Aesthetics
Aesthetics is a branch of philosophy dealing with the nature of beauty.
The word aesthetic can be used as a noun meaning "that which appeals to the senses."
Someone's aesthetic has a lot to do with their artistic judgment. For example, an individual who wears vintage clothing, drives a vintage car, and wallpapers their home with flowers has a particular aesthetic.
If something is anaesthetic, it tends to dull the senses or cause sleepiness.
In contrast, aesthetic may be thought of as anything that tends to enliven or invigorate or wake one up...whether the form be beautiful or not.
Aesthetics in art
Of course art appreciation is in the eyes of the beholder, although there are certain elements that we can define across a group of paintings that can be generalized or delineated, and hence discussed and analyzed on their own merits.
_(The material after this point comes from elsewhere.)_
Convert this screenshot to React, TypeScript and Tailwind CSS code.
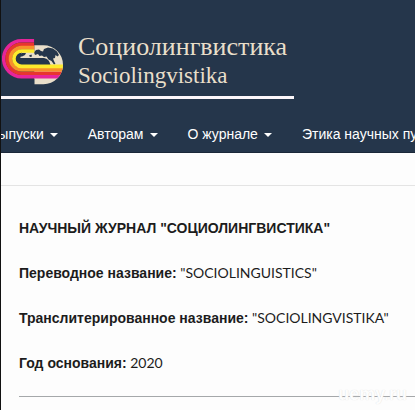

Generally, art adheres to the aesthetic principles of symmetry/asymmetry, focal point, pattern, contrast, perspective, 3D dimensionality, movement, rhythm, unity/Gestalt, and proportion.
Unfortunately you can't take a sample of artwork, lay it down, critique it across these dimensions, and reach some kind of quantitative judgment as to its quality.
Great paintings move us; but they may violate some guidelines or lend different weights to various principles.
What is Art .... ?
Art has not always been what we think it is today. An object regarded as Art today may not have been perceived as such when it was first made, nor was the person who made it necessarily regarded as an artist. Both the notion of "art" and the idea of the "artist" are relatively modern terms.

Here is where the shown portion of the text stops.